Albert Camus é desses
escritores cujas vidas, se não são mais interessantes que suas obras, rivalizam
com elas. São muitas as biografias escritas sobre ele, mas duvido que haja
alguma completa, que não tenha omitido algum episódio relevante do que foi,
pensou ou fez. Ele nasceu na costa argelina, numa cidade então chamada de
Mondovi (hoje denominada Dréan), em 7 de novembro de 1913. Ocorre que, então, a
Argélia era colônia da França. Apenas tornou-se país independente em 1962, dois
anos após a morte do escritor. Era normal, pois, que se sentisse francês (que
de fato foi), mesmo não nascendo na metrópole. A independência da Argélia foi
obtida após sangrenta guerra, iniciada em 1954, conflito que tive a
oportunidade de acompanhar pela imprensa.
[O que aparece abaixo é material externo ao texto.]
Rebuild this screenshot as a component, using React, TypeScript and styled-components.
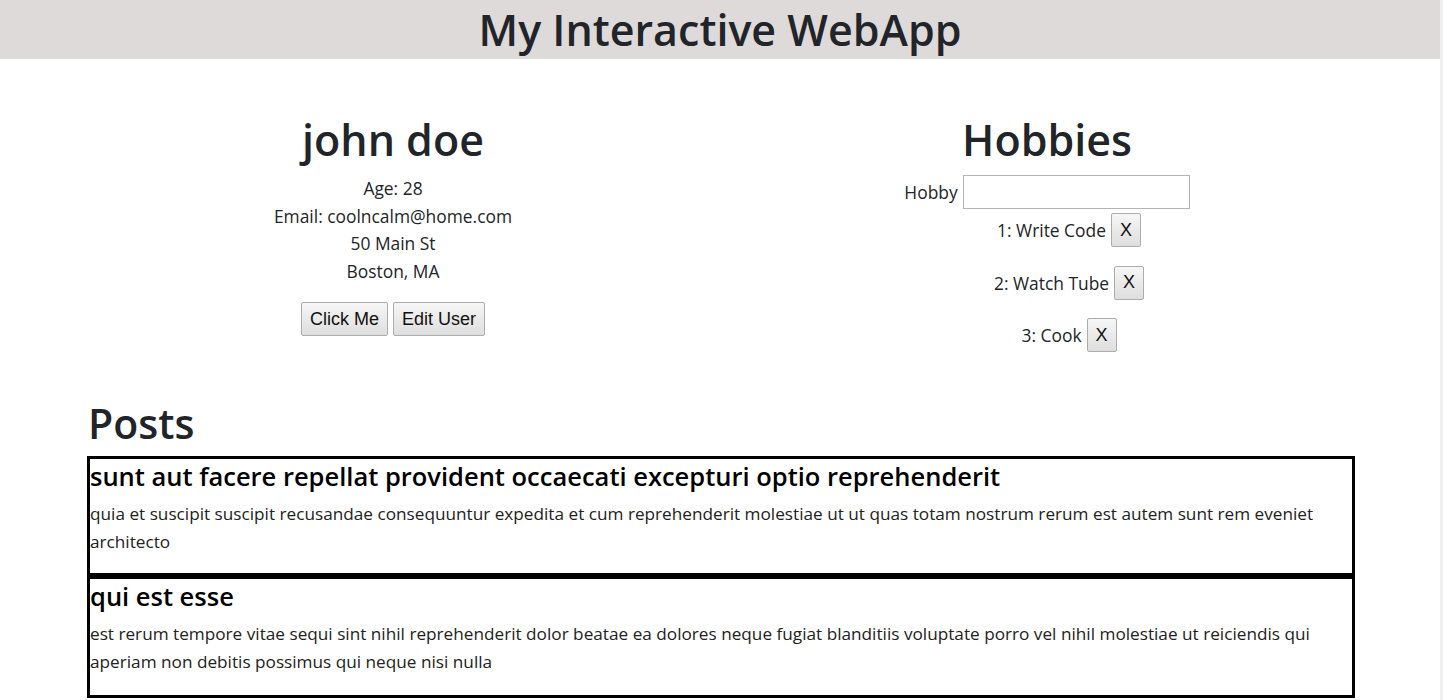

Confrontou guerrilheiros argelinos e
tropas francesas, apoiadas por colonos oriundos da França ou descendentes
diretos de franceses, chamados, pejorativamente, de “pieds-noirs”.
Albert Camus
praticamente não conheceu o pai. Lucien Auguste Camus também era francês
nascido na Argélia e foi morto, em 1914, na batalha do Marne, na Primeira
Guerra Mundial. O escritor tinha um ano de idade quando isso aconteceu. Sua
mãe, Catherine Helene Sintés, também nascida na Argélia, mas de família
procedente da ilha espanhola de Minorca, viu-se forçada a se mudar para Argel,
para o bairro operário de Belcourt, que se tornaria famoso durante a guerra de
independência por ter sido palco de dantesco massacre de muçulmanos por parte
de soldados franceses. A infância de Camus foi pobre, mas as lembranças que o
escritor tinha dela estavam longe de ser amargas, como, aliás, revelaria mais
tarde em alguns de seus livros.
Com muito sacrifício,
em virtude de problemas financeiros da família, que quase o levaram a abandonar
os estudos para se dedicar à profissão do tio, a de tanoeiro (em cuja oficina
chegou a atuar como aprendiz), conseguiu concluir os estudos, graduando-se em
Filosofia. Apesar de ser considerado (ainda é, por muitos) filósofo
existencialista, Camus nunca se considerou como tal. Dizia, com orgulho, que
era, sobretudo, jornalista. E, de fato, atuou com grande destaque na imprensa.
Aos 25 anos de idade, por exemplo, participou da fundação do jornal Alger
Republicain. Em 1939, meses antes do início da Segunda Guerra Mundial, mudou-se
para Paris. Sua saída da Argélia não foi pacífica. Deveu-se ao fato de haver se
indisposto com autoridades coloniais francesas. Camus escreveu uma série de
artigos, denunciando a maneira com que a população árabe era tratada. Para
livrar-se de complicações, foi aconselhado a deixar Argel. Na França,
colaborou, até 1947, com o jornal “Combat”. Atuou, também, como combatente na
Resistência durante o duro período de ocupação nazista, arriscando a vida em
muitas e perigosas missões. Mais tarde, teve, também, marcante atuação no
jornal “Paris-Soir”.
Esses são, apenas,
alguns escassos episódios da rica biografia de Albert Camus. Outros mais virão
à baila na sequência desta série de comentários. Mas o principal destaque, o
assunto de fundo destas considerações, serão seus livros, notadamente os dois
em que uma epidemia é utilizada como pano de fundo para os respectivos enredos:
o romance “A peste” e a peça teatral “Estado de sítio”, que muitos críticos
relacionam com a obra anterior (e o próprio escritor admite certa vinculação).